Não são apenas os cartazes azuis distribuídos pela Federação Portuguesa Pela Vida, e outros com caligrafias distintas, que demonstram a contestação ao que vai ser votado dentro de duas horas. Um sistema de som instalado durante a manhã e os tambores que ajudam a marcar o ritmo ajudam a que as vozes contra a eutanásia ganhem força e se façam ouvir dentro do Parlamento, onde algumas horas depois os deputados aprovaram a despenalização da morte assistida. A manifestação serviu também para recolher mais assinaturas em defesa de um referendo. A recolha de assinaturas para um possível referendo começou há exatamente uma semana e, até agora, foram contabilizadas cerca de 40 mil. Mas faltam ainda assinaturas que estão, por exemplo, a ser recolhidas à porta das igrejas. Ao i, José Maria Seabra Duque, responsável pela iniciativa popular de referendo, afirma que a primeira contagem será feita a 4 de março. As expectativas de José Seabra Duque, que chegou à escadaria do Parlamento quando o sistema de som ainda não estava montado, são de que as 60 mil assinaturas necessárias vão ser ultrapassadas.

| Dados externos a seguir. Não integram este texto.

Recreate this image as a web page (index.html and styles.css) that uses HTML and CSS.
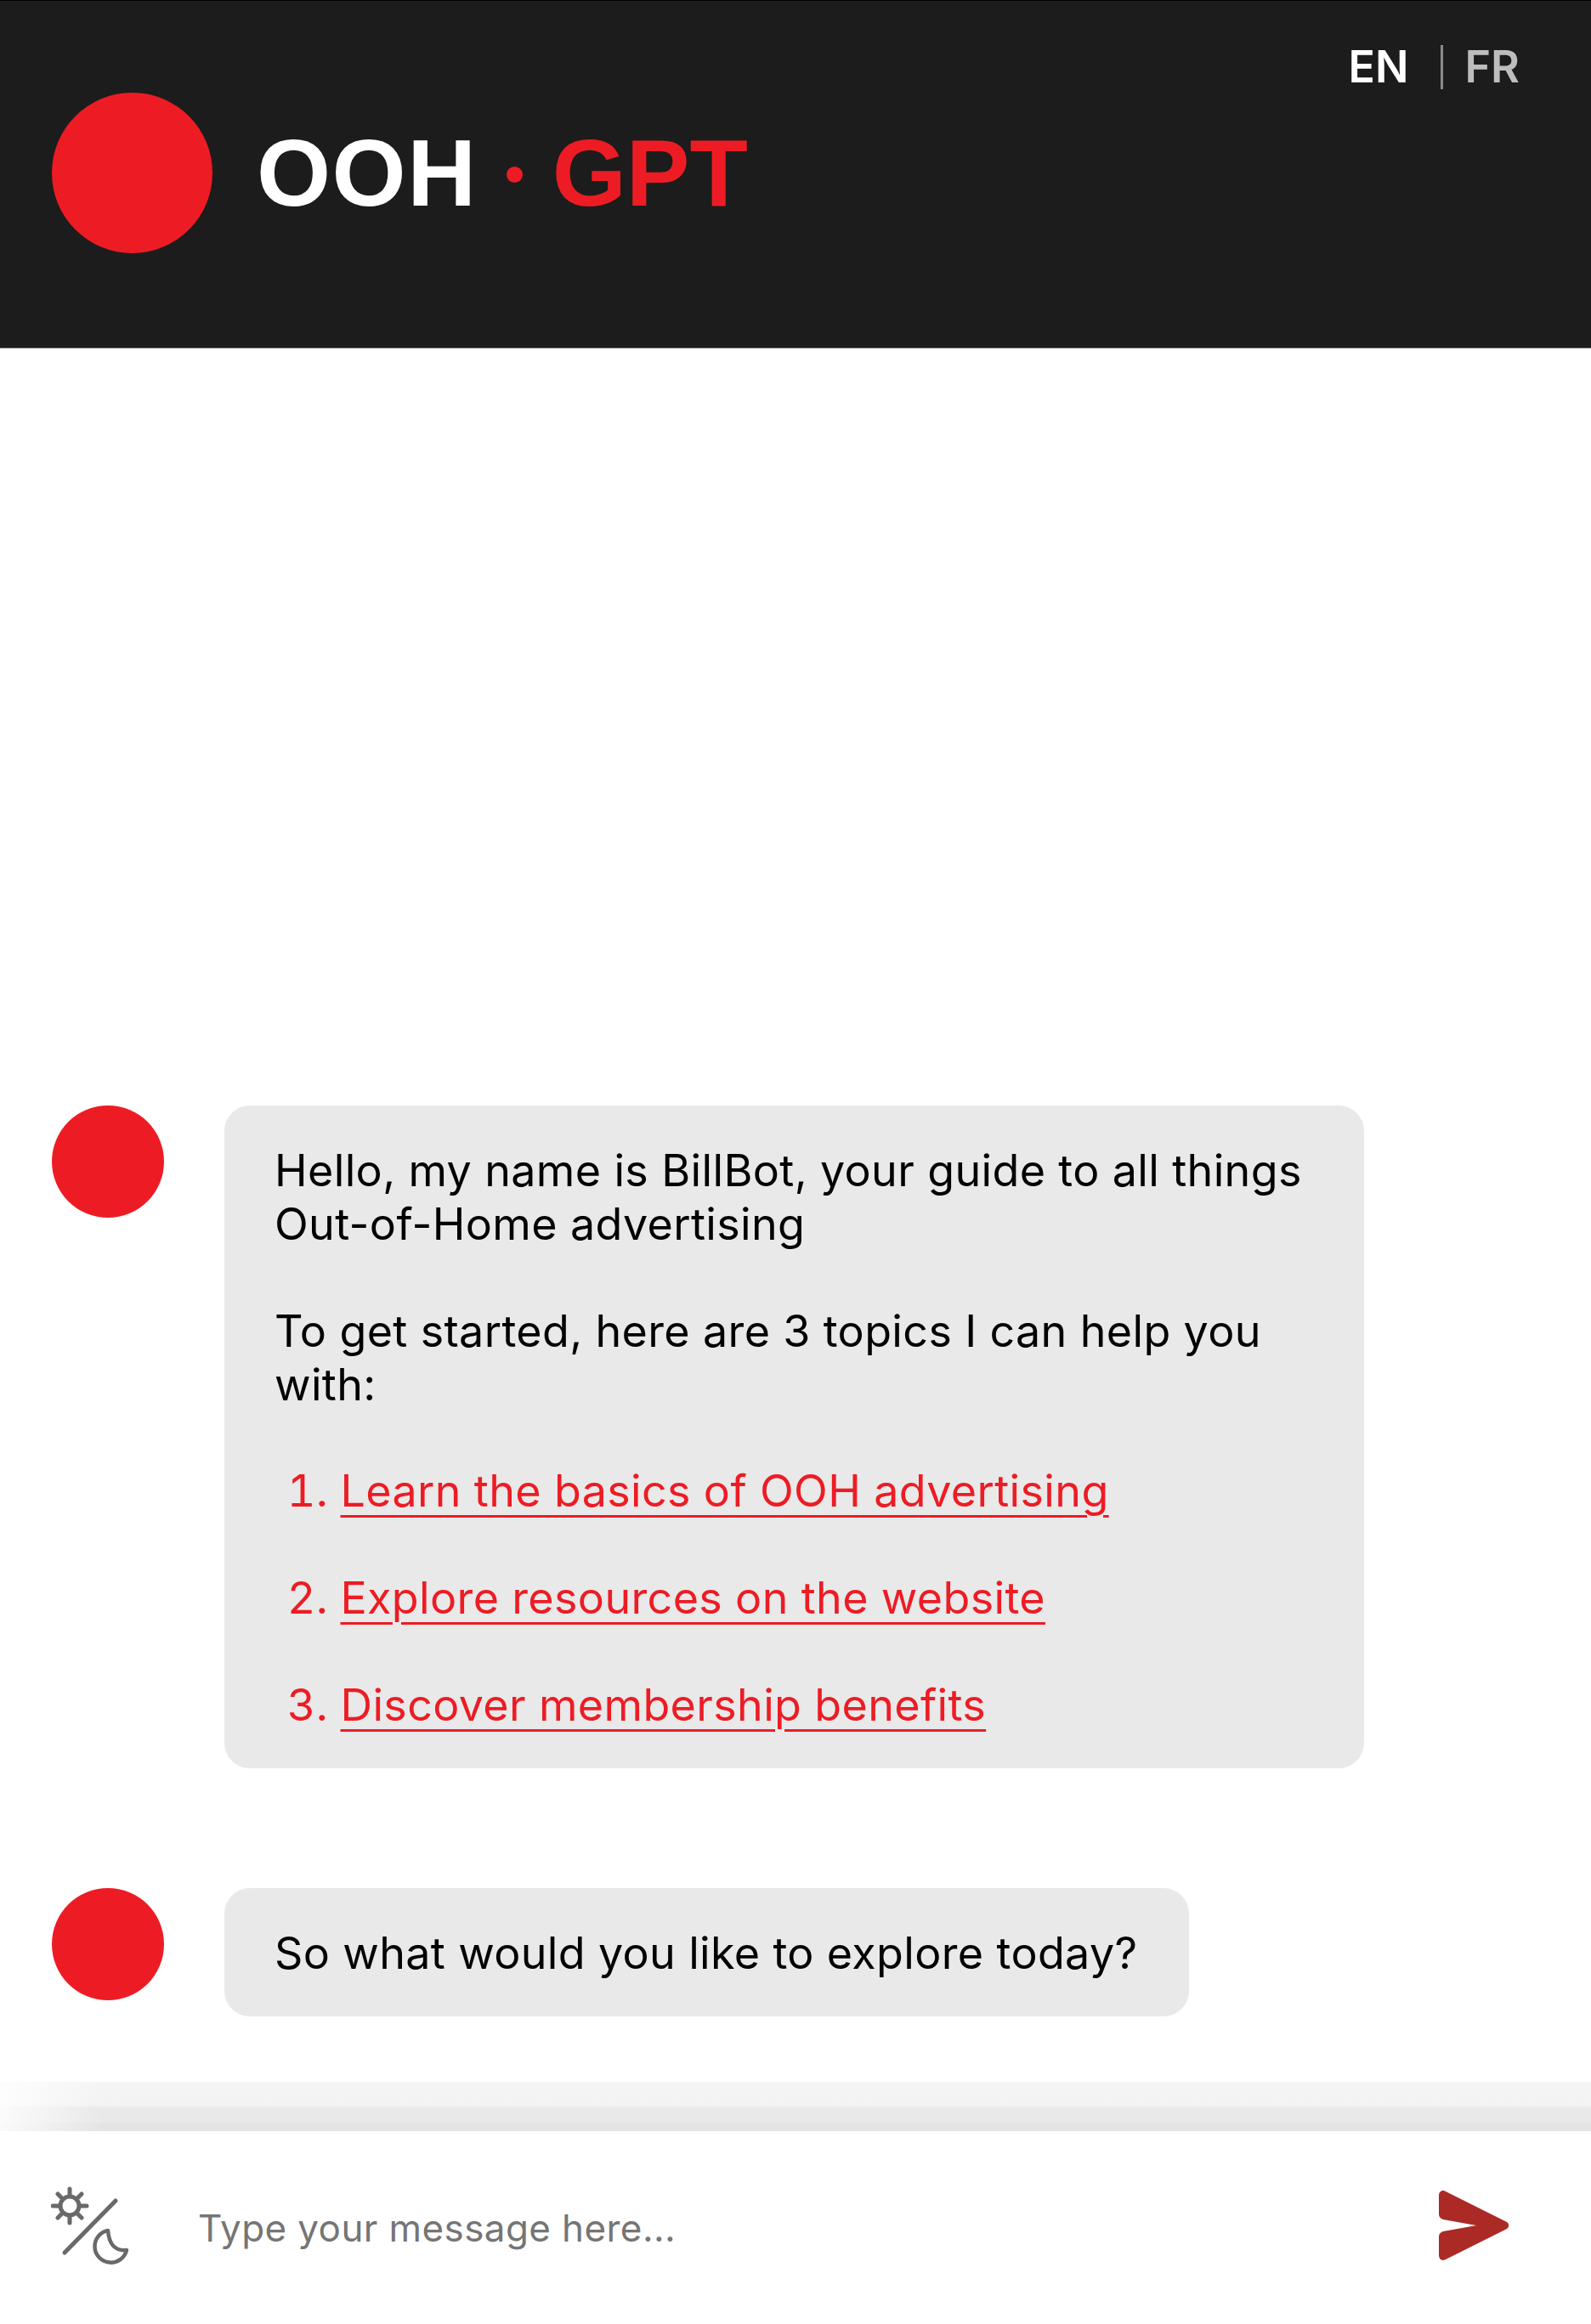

Estudantes de medicina Apesar de serem precisos 60 mil nomes para que a iniciativa seja aceite no Parlamento, não há um número máximo e, por isso, Emília Monteiro, que ajudou na recolha de assinaturas “quando pôde”, aproveitou esta hora de almoço não só para mostrar que estava contra a eutanásia, como para recolher os nomes dos apoiantes do referendo que ainda não tenha assinado. “Tanto a Ordem dos Enfermeiros como a Ordem dos Médicos deram um parecer negativo aos projetos. Se os especialistas dizem que estas leis não são claras, acho que não serão a melhor resposta”, diz ao i a estudante de medicina. Confessando que “leu por alto” os projetos de lei, há “uma das parcelas” que considera ser “muito complicada”. 

“É muito complicado dizer o que é o sofrimento intolerável, dizer este é tolerável e este não é”, explica a jovem de 20 anos, garantindo que “há ainda muito a fazer para que as pessoas se sintam acompanhadas e não estejam nesse sofrimento”, que pode ser físico ou emocional. 

“No sofrimento físico os médicos têm o dever de tratar das pessoas. Mas também há o sofrimento emocional por não serem acompanhadas. Enquanto sociedade devia ser mais desenvolvido e trabalhado”, explica Emília Monteiro, antes de continuar a recolha de assinaturas que, ao que conseguiu apurar ao longo desta semana, não são apenas de quem é contra a eutanásia.

Um dos momentos mais simbólicos da manifestação foram os discursos contra a eutanásia. Falaram Ribeiro e Castro, Jorge Nuno de Sá e, entre outros Isilda Pegado, uma das principais vozes contra a despenalização. 

Morte não é solução Atrás da maré de cartazes azuis está Mário Quintana, que assinou a proposta de referendo. Mas não era esta a sua primeira opção. O jovem estudante de direito, que não quer dizer que é contra a eutanásia e prefere dizer que é “a favor do acompanhamento das pessoas que sofrem”, preferia que “aqueles que nos representam percebessem que a morte não é solução para o sofrimento”. 

Sublinhando que estava a ser oferecida “uma escapatória que não acaba com o sofrimento, mas sim com a vida as pessoas”, o jovem de 19 anos garantiu que consultar os portugueses é o último recurso para garantir que os que sofrem serão ajudados.

O jovem Mário Quintana largou a manifestação para assistir ao debate. Os cinco diplomas em defesa da despenalização seriam aprovados já ao final da tarde. A essa hora já o trânsito tinha voltado ao normal na rua de São Bento e o sistema de som desligado. A próxima luta é o referendo.